Though she’s been performing in some way most of her life, Little says she didn’t describe her performances and events as art until 2012. At the time, she was doing guerrilla performances, meaning she would arrive at an event and put on a show of her own.
One of Little’s strangest performances was “the pancake man”—not the individual who caters events around Omaha with his mobile pancake business—but rather a surreal idea brought to life in a performance.
Little took to the street to become the pancake man during Lincoln Calling, a festival bringing musicians and artists to Lincoln, Nebraska venues. For hours she cooked pancakes, wore them, and covered herself in mock syrup—even making herself a mask out of the breakfast staple.
“Nobody knew what was going on. All of the sudden there’s music playing, and someone’s making pancakes in the middle of the street,” she says.
Positioned in plain view of festival-goers, everyone walking past was forced to witness the strange happenings. This was by design. Little planned on anyone and everyone seeing her breakfast food repurposing.
“I hate pancakes. I grew up super-poor, and we had pancakes for a lot of meals,” Little says. “But I love ritual. I love the idea of starting and creating something that’s repetitive.”
As with most of Little’s performances, the purpose was not clear—not even to her. That’s a recurring theme in her art. She doesn’t set out with any goals in mind, but she certainly expects her audience to feel something.

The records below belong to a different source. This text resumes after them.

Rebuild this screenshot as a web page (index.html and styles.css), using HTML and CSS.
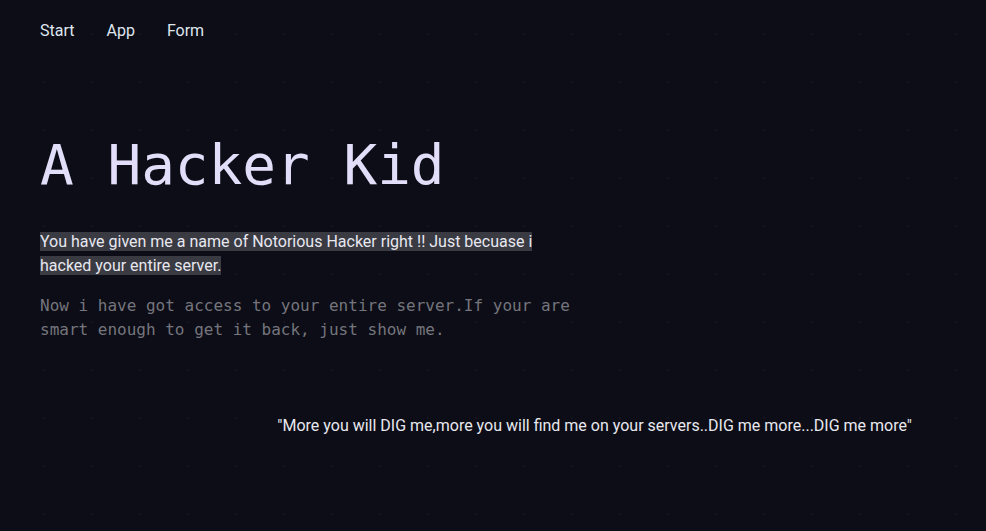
FILE: index.html
```html
<!DOCTYPE html>
<html lang="en">
<head>
<meta charset="utf-8">
<title>A Hacker Kid</title>
<link rel="stylesheet" href="styles.css">
</head>
<body>
  <nav class="nav">
    <a class="nav-link" href="#">Start</a>
    <a class="nav-link" href="#">App</a>
    <a class="nav-link" href="#">Form</a>
  </nav>
  <main class="main">
    <h1 class="title">A Hacker Kid</h1>
    <p class="intro"><span class="mark">You have given me a name of Notorious Hacker right !! Just becuase i hacked your entire server.</span></p>
    <p class="mono">Now i have got access to your entire server.If your are smart enough to get it back, just show me.</p>
    <p class="quote">"More you will DIG me,more you will find me on your servers..DIG me more...DIG me more"</p>
  </main>
</body>
</html>
```
FILE: styles.css
```css
html, body {
  margin: 0;
  padding: 0;
}
body {
  background-color: #0c0d16;
  background-image: radial-gradient(circle, #13141e 1px, transparent 1.5px);
  background-size: 48px 48px;
  background-position: 20px 10px;
  min-height: 531px;
  font-family: Roboto, "Liberation Sans", sans-serif;
  color: #e6e6ee;
  padding: 19px 40px 0 40px;
  box-sizing: border-box;
}
.nav {
  display: flex;
  gap: 32px;
  line-height: 24px;
  font-size: 16px;
}
.nav-link {
  color: #dfe5ef;
  text-decoration: none;
}
.main {
  display: flex;
  flex-direction: column;
}
.title {
  margin: 88px 0 0 0;
  font-family: "DejaVu Sans Mono", monospace;
  font-weight: normal;
  font-size: 56px;
  line-height: 1.2;
  color: #e2def9;
}
.intro {
  margin: 32px 0 0 0;
  max-width: 520px;
  font-size: 16px;
  line-height: 24px;
}
.mark {
  background: #393a42;
  color: #e8e8f0;
}
.mono {
  margin: 16px 0 0 0;
  font-family: "DejaVu Sans Mono", monospace;
  font-size: 16px;
  line-height: 24px;
  color: #75757d;
  max-width: 540px;
}
.quote {
  margin: 72px 34px 0 0;
  text-align: right;
  font-size: 16px;
  line-height: 24px;
  color: #e8e8ef;
}
```
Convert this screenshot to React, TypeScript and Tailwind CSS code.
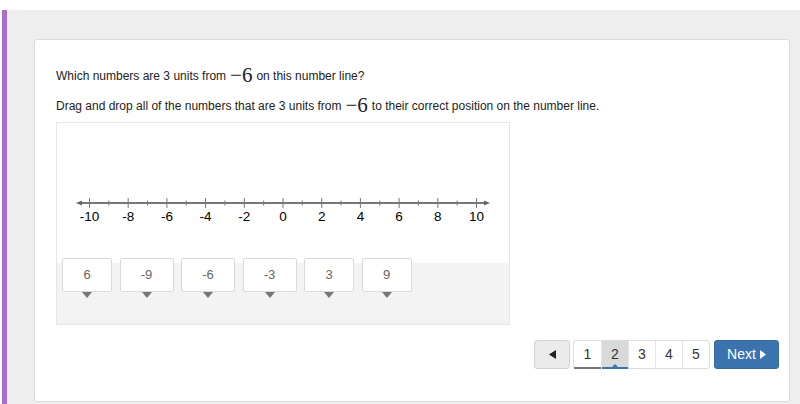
import React from 'react';

const TILES = [
  { label: '6', w: 'w-[50px]' },
  { label: '-9', w: 'w-[54px]' },
  { label: '-6', w: 'w-[54px]' },
  { label: '-3', w: 'w-[54px]' },
  { label: '3', w: 'w-[50px]' },
  { label: '9', w: 'w-[50px]' },
];

function MathNum({ children }: { children: React.ReactNode }) {
  return (
    <span className="mx-[4px] text-[21px] leading-none text-[#222]" style={{ fontFamily: '"Liberation Serif", "DejaVu Serif", serif' }}>
      {children}
    </span>
  );
}

function NumberLine() {
  const x0 = 32.5;
  const unit = 19.35;
  const y = 80;
  const ticks = Array.from({ length: 21 }, (_, i) => i - 10);
  return (
    <svg width="452" height="140" className="block">
      <line x1="22" y1={y} x2="430" y2={y} stroke="#777" strokeWidth="2" />
      <polygon points={`19,${y} 25,${y - 2.5} 25,${y + 2.5}`} fill="#666" />
      <polygon points={`433,${y} 427,${y - 2.5} 427,${y + 2.5}`} fill="#666" />
      {ticks.map(n => {
        const x = x0 + (n + 10) * unit;
        const major = n % 2 === 0;
        return (
          <g key={n}>
            <line x1={x} x2={x} y1={major ? y - 5 : y - 2.5} y2={major ? y + 5 : y + 2.5} stroke="#777" strokeWidth="1" />
            {major && (
              <text x={x} y={y + 17.5} textAnchor="middle" fontSize="13.5" fill="#000" fontFamily='"Liberation Sans", Arial, sans-serif'>
                {n}
              </text>
            )}
          </g>
        );
      })}
    </svg>
  );
}

function Pagination() {
  return (
    <div className="flex items-center justify-end pr-[10px] mt-[15px]">
      <button className="w-[36px] h-[29px] bg-[#ebebeb] border border-[#d4d4d4] rounded-[3px] flex items-center justify-center">
        <svg width="7" height="9" viewBox="0 0 7 9"><polygon points="0,4.5 7,0 7,9" fill="#222" /></svg>
      </button>
      <div className="ml-[3px] flex h-[29px] border border-[#ddd] rounded-[3px] bg-white">
        {[1, 2, 3, 4, 5].map(p => (
          <div
            key={p}
            className={`relative w-[27px] flex items-center justify-center text-[14px] text-[#333] ${p > 1 ? 'border-l border-[#e4e4e4]' : ''} ${p === 2 ? 'bg-[#d9d9d9]' : ''}`}
          >
            {p}
            {p === 1 && <div className="absolute left-0 right-0 -bottom-px h-[2px] bg-[#777]" />}
            {p === 2 && (
              <>
                <div className="absolute left-0 right-0 -bottom-px h-[2px] bg-[#3d74b0]" />
                <div className="absolute left-1/2 -translate-x-1/2 bottom-px w-0 h-0 border-l-[3px] border-r-[3px] border-b-[3px] border-l-transparent border-r-transparent border-b-[#3d74b0]" />
              </>
            )}
          </div>
        ))}
      </div>
      <button className="ml-[4px] w-[65px] h-[29px] bg-[#3a73ae] border border-[#3569a0] rounded-[3px] text-white text-[14px] flex items-center justify-center gap-[4px]">
        Next
        <svg width="6" height="9" viewBox="0 0 6 9"><polygon points="0,0 6,4.5 0,9" fill="#fff" /></svg>
      </button>
    </div>
  );
}

export default function App() {
  return (
    <div className="w-[800px] h-[404px] overflow-hidden bg-white pt-[10px] flex" style={{ fontFamily: '"Liberation Sans", Arial, Helvetica, sans-serif' }}>
      <div className="ml-[2px] w-[5px] bg-[#a86ec8] shrink-0" />
      <div className="flex-1 bg-[#eeeeee] pl-[27px] pt-[29px] pr-[10px] pb-[2px] flex">
        <div className="flex-1 bg-white border border-[#dcdcdc] rounded-[3px] pl-[21px] pt-[24px]">
          <p className="text-[12px] text-[#222] h-[23px] flex items-center">
            Which numbers are 3 units from<MathNum>−6</MathNum>on this number line?
          </p>
          <p className="mt-[7px] text-[12px] text-[#222] h-[23px] flex items-center">
            Drag and drop all of the numbers that are 3 units from<MathNum>−6</MathNum>to their correct position on the number line.
          </p>
          <div className="mt-[5px] w-[454px] h-[203px] border border-[#e6e6e6] flex flex-col">
            <div className="h-[140px] bg-white">
              <NumberLine />
            </div>
            <div className="flex-1 bg-[#f3f3f3] pl-[5px]">
              <div className="-mt-[5px] flex gap-[7.5px]">
                {TILES.map(t => (
                  <div key={t.label} className="flex flex-col items-center">
                    <div className={`${t.w} h-[34px] bg-white border border-[#dadada] rounded-[2px] flex items-center justify-center text-[13px] text-[#666]`}>
                      {t.label}
                    </div>
                    <div className="w-0 h-0 border-l-[5px] border-r-[5px] border-t-[6px] border-l-transparent border-r-transparent border-t-[#777]" />
                  </div>
                ))}
              </div>
            </div>
          </div>
          <Pagination />
        </div>
      </div>
    </div>
  );
}
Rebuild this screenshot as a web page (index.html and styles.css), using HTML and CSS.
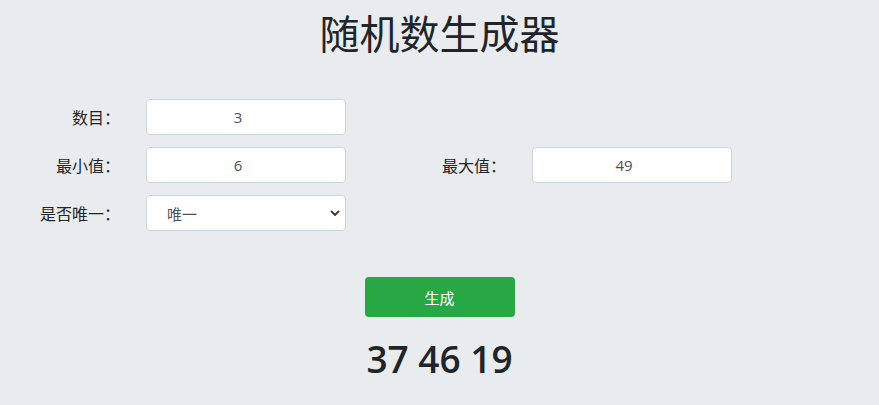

“A lot of times I feel like, in the performances…I’m compelled to do whatever I’m doing.”
Little has been involved with the Omaha art scene for some time. She has been a part of Benson First Friday since the beginning, long before it transformed into the community-centered nonprofit it is today.
J.D. Hardy has known her since that time. The University of South Florida graduate student, fellow artist, and Little’s close friend has also been with Benson First Friday since the beginning.
“She’s always dreaming up ideas,” Hardy says of Little. “I think it filters out in each performance she does.”
Describing Little as “a fearless individual with a plethora of projects always in the making,” Hardy continues to find her work profound—but with unexpected twists.
“A lot of her work has to do with humor. That’s like a very direct way to get to a concept of humanity,” Hardy says.
Little’s future is not set in stone. Her Instagram chronicles a varied history of artistic expression. “I think it’s really important to do things that maybe people haven’t seen or make people uncomfortable even though they’re things that might be normal or natural,” she says.